# [Set problem]
Output the data word for word, dropping every image.

----

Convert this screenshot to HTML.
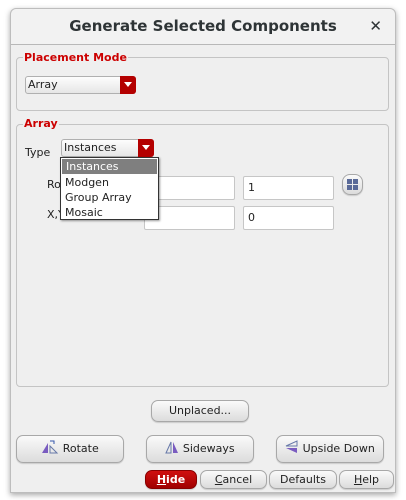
<!DOCTYPE html>
<html><head><meta charset="utf-8"><style>
*{box-sizing:border-box;margin:0;padding:0}
body{width:406px;height:500px;background:#fff;font-family:"DejaVu Sans","Liberation Sans",sans-serif;font-size:11px;color:#222;position:relative;overflow:hidden}
.win{position:absolute;left:10px;top:8px;width:386px;height:485px;background:#efefef;border:1px solid #bdbdbd;border-radius:6px 6px 0 0;box-shadow:0 2px 6px rgba(0,0,0,.35)}
.title{position:absolute;left:0;top:0;width:384px;height:36px;border-bottom:1px solid #b8b8b8;background:#f2f2f2;border-radius:6px 6px 0 0;font-weight:bold;font-size:15px;color:#2e3436;text-align:center;line-height:34px}
.title span{position:absolute;right:13px;top:0;font-size:15px}
.abs{position:absolute}
.grp{position:absolute;border:1px solid #c4c4c4;border-radius:4px}
.lbl{position:absolute;color:#cc0000;font-weight:bold;font-size:11px;background:#efefef;padding:0 1px}
.dd{position:absolute;border:1px solid #b0b0b0;border-radius:3px;background:linear-gradient(#fdfdfd,#e6e6e6);padding-left:2px;line-height:16px}
.dd i{position:absolute;right:-1px;top:-1px;bottom:-1px;width:16px;background:#b40000;border-radius:0 3px 3px 0}
.dd i:after{content:"";position:absolute;left:4px;top:6px;border:4px solid transparent;border-top:5px solid #fff;border-bottom:0}
.inp{position:absolute;background:#fff;border:1px solid #c6c6c6;border-radius:2px;padding-left:4px;line-height:21px}
.btn{position:absolute;border:1px solid #a8a8a8;border-radius:7px;background:linear-gradient(#fafafa,#dcdcdc);text-align:center;box-shadow:0 1px 1px rgba(0,0,0,.15)}
.pop{position:absolute;left:60px;top:157px;width:99px;height:63px;background:#fff;border:1px solid #333;box-shadow:1px 1px 2px rgba(0,0,0,.4)}
.pop div{height:15px;line-height:15px;padding-left:4px}
</style></head><body>
<div class="win">
<div class="title">Generate Selected Components<span>✕</span></div>
</div>
<div class="grp" style="left:16px;top:57px;width:373px;height:54px"></div>
<div class="lbl" style="left:23px;top:51px">Placement Mode</div>
<div class="dd" style="left:25px;top:76px;width:111px;height:18px">Array<i></i></div>

<div class="grp" style="left:16px;top:124px;width:373px;height:263px"></div>
<div class="lbl" style="left:23px;top:117px">Array</div>
<div class="abs" style="left:25px;top:146px">Type</div>
<div class="dd" style="left:61px;top:139px;width:93px;height:18px">Instances<i></i></div>
<div class="abs" style="left:47px;top:178px">Rows</div>
<div class="abs" style="left:47px;top:208px">X,Y Spacing</div>
<div class="inp" style="left:144px;top:176px;width:91px;height:24px"></div>
<div class="inp" style="left:243px;top:176px;width:91px;height:24px">1</div>
<div class="inp" style="left:144px;top:206px;width:91px;height:24px"></div>
<div class="inp" style="left:243px;top:206px;width:91px;height:24px">0</div>
<div class="btn" style="left:342px;top:174px;width:21px;height:21px;border-radius:8px">
<svg width="19" height="19" viewBox="0 0 19 19" style="position:absolute;left:0;top:0"><g fill="#5a6a98"><rect x="4" y="4" width="5" height="5"/><rect x="10" y="4" width="5" height="5"/><rect x="4" y="10" width="5" height="5"/><rect x="10" y="10" width="5" height="5"/></g></svg></div>
<div class="pop"><div style="background:#7f7f7f;color:#fff;margin:1px">Instances</div><div>Modgen</div><div>Group Array</div><div>Mosaic</div></div>

<div class="btn" style="left:151px;top:400px;width:98px;height:22px;line-height:20px">Unplaced...</div>
<div class="btn" style="left:16px;top:435px;width:108px;height:28px;line-height:26px">
<svg width="18" height="14" viewBox="0 0 18 14" style="vertical-align:-2px"><path d="M1 13L7 3V13Z" fill="#7a5cc0"/><path d="M9 13V6L16 13Z" fill="none" stroke="#6678a8"/><path d="M9 1h4v3" fill="none" stroke="#3355aa"/></svg> Rotate</div>
<div class="btn" style="left:146px;top:435px;width:108px;height:28px;line-height:26px">
<svg width="14" height="14" viewBox="0 0 14 14" style="vertical-align:-2px"><path d="M1 13L6 2V13Z" fill="none" stroke="#6678a8"/><path d="M8 2V13H13Z" fill="#7a5cc0"/></svg> Sideways</div>
<div class="btn" style="left:276px;top:435px;width:108px;height:28px;line-height:26px">
<svg width="14" height="14" viewBox="0 0 14 14" style="vertical-align:-2px"><path d="M1 6L12 1V6Z" fill="none" stroke="#6678a8"/><path d="M1 8H12V13Z" fill="#7a5cc0"/></svg> Upside Down</div>
<div class="btn" style="left:145px;top:470px;width:52px;height:19px;line-height:17px;background:linear-gradient(#d01010,#a00000);border-color:#800;color:#fff;font-weight:bold"><u>H</u>ide</div>
<div class="btn" style="left:200px;top:470px;width:67px;height:19px;line-height:17px"><u>C</u>ancel</div>
<div class="btn" style="left:269px;top:470px;width:68px;height:19px;line-height:17px">Defaults</div>
<div class="btn" style="left:339px;top:470px;width:55px;height:19px;line-height:17px"><u>H</u>elp</div>
</body></html>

----

# [Final result]
Convert this screenshot to HTML.
<!DOCTYPE html>
<html><head><meta charset="utf-8"><style>
*{box-sizing:border-box;margin:0;padding:0}
body{width:406px;height:500px;background:#fff;font-family:"DejaVu Sans","Liberation Sans",sans-serif;font-size:11px;color:#222;position:relative;overflow:hidden}
.win{position:absolute;left:10px;top:8px;width:386px;height:485px;background:#efefef;border:1px solid #bdbdbd;border-radius:6px 6px 0 0;box-shadow:0 2px 6px rgba(0,0,0,.35)}
.title{position:absolute;left:0;top:0;width:384px;height:36px;border-bottom:1px solid #b8b8b8;background:#f2f2f2;border-radius:6px 6px 0 0;font-weight:bold;font-size:15px;color:#2e3436;text-align:center;line-height:34px}
.title span{position:absolute;right:13px;top:0;font-size:15px}
.abs{position:absolute}
.grp{position:absolute;border:1px solid #c4c4c4;border-radius:4px}
.lbl{position:absolute;color:#cc0000;font-weight:bold;font-size:11px;background:#efefef;padding:0 1px}
.dd{position:absolute;border:1px solid #b0b0b0;border-radius:3px;background:linear-gradient(#fdfdfd,#e6e6e6);padding-left:2px;line-height:16px}
.dd i{position:absolute;right:-1px;top:-1px;bottom:-1px;width:16px;background:#b40000;border-radius:0 3px 3px 0}
.dd i:after{content:"";position:absolute;left:4px;top:6px;border:4px solid transparent;border-top:5px solid #fff;border-bottom:0}
.inp{position:absolute;background:#fff;border:1px solid #c6c6c6;border-radius:2px;padding-left:4px;line-height:21px}
.btn{position:absolute;border:1px solid #a8a8a8;border-radius:7px;background:linear-gradient(#fafafa,#dcdcdc);text-align:center;box-shadow:0 1px 1px rgba(0,0,0,.15)}
.pop{position:absolute;left:60px;top:157px;width:99px;height:63px;background:#fff;border:1px solid #333;box-shadow:1px 1px 2px rgba(0,0,0,.4)}
.pop div{height:15px;line-height:15px;padding-left:4px}
</style></head><body>
<div class="win">
<div class="title">Generate Selected Components<span>✕</span></div>
</div>
<div class="grp" style="left:16px;top:57px;width:373px;height:54px"></div>
<div class="lbl" style="left:23px;top:51px">Placement Mode</div>
<div class="dd" style="left:25px;top:76px;width:111px;height:18px">Array<i></i></div>

<div class="grp" style="left:16px;top:124px;width:373px;height:263px"></div>
<div class="lbl" style="left:23px;top:117px">Array</div>
<div class="abs" style="left:25px;top:146px">Type</div>
<div class="dd" style="left:61px;top:139px;width:93px;height:18px">Instances<i></i></div>
<div class="abs" style="left:47px;top:178px">Rows</div>
<div class="abs" style="left:47px;top:208px">X,Y Spacing</div>
<div class="inp" style="left:144px;top:176px;width:91px;height:24px"></div>
<div class="inp" style="left:243px;top:176px;width:91px;height:24px">1</div>
<div class="inp" style="left:144px;top:206px;width:91px;height:24px"></div>
<div class="inp" style="left:243px;top:206px;width:91px;height:24px">0</div>
<div class="btn" style="left:342px;top:174px;width:21px;height:21px;border-radius:8px">
<svg width="19" height="19" viewBox="0 0 19 19" style="position:absolute;left:0;top:0"><g fill="#5a6a98"><rect x="4" y="4" width="5" height="5"/><rect x="10" y="4" width="5" height="5"/><rect x="4" y="10" width="5" height="5"/><rect x="10" y="10" width="5" height="5"/></g></svg></div>
<div class="pop"><div style="background:#7f7f7f;color:#fff;margin:1px">Instances</div><div>Modgen</div><div>Group Array</div><div>Mosaic</div></div>

<div class="btn" style="left:151px;top:400px;width:98px;height:22px;line-height:20px">Unplaced...</div>
<div class="btn" style="left:16px;top:435px;width:108px;height:28px;line-height:26px">
<svg width="18" height="14" viewBox="0 0 18 14" style="vertical-align:-2px"><path d="M1 13L7 3V13Z" fill="#7a5cc0"/><path d="M9 13V6L16 13Z" fill="none" stroke="#6678a8"/><path d="M9 1h4v3" fill="none" stroke="#3355aa"/></svg> Rotate</div>
<div class="btn" style="left:146px;top:435px;width:108px;height:28px;line-height:26px">
<svg width="14" height="14" viewBox="0 0 14 14" style="vertical-align:-2px"><path d="M1 13L6 2V13Z" fill="none" stroke="#6678a8"/><path d="M8 2V13H13Z" fill="#7a5cc0"/></svg> Sideways</div>
<div class="btn" style="left:276px;top:435px;width:108px;height:28px;line-height:26px">
<svg width="14" height="14" viewBox="0 0 14 14" style="vertical-align:-2px"><path d="M1 6L12 1V6Z" fill="none" stroke="#6678a8"/><path d="M1 8H12V13Z" fill="#7a5cc0"/></svg> Upside Down</div>
<div class="btn" style="left:145px;top:470px;width:52px;height:19px;line-height:17px;background:linear-gradient(#d01010,#a00000);border-color:#800;color:#fff;font-weight:bold"><u>H</u>ide</div>
<div class="btn" style="left:200px;top:470px;width:67px;height:19px;line-height:17px"><u>C</u>ancel</div>
<div class="btn" style="left:269px;top:470px;width:68px;height:19px;line-height:17px">Defaults</div>
<div class="btn" style="left:339px;top:470px;width:55px;height:19px;line-height:17px"><u>H</u>elp</div>
</body></html>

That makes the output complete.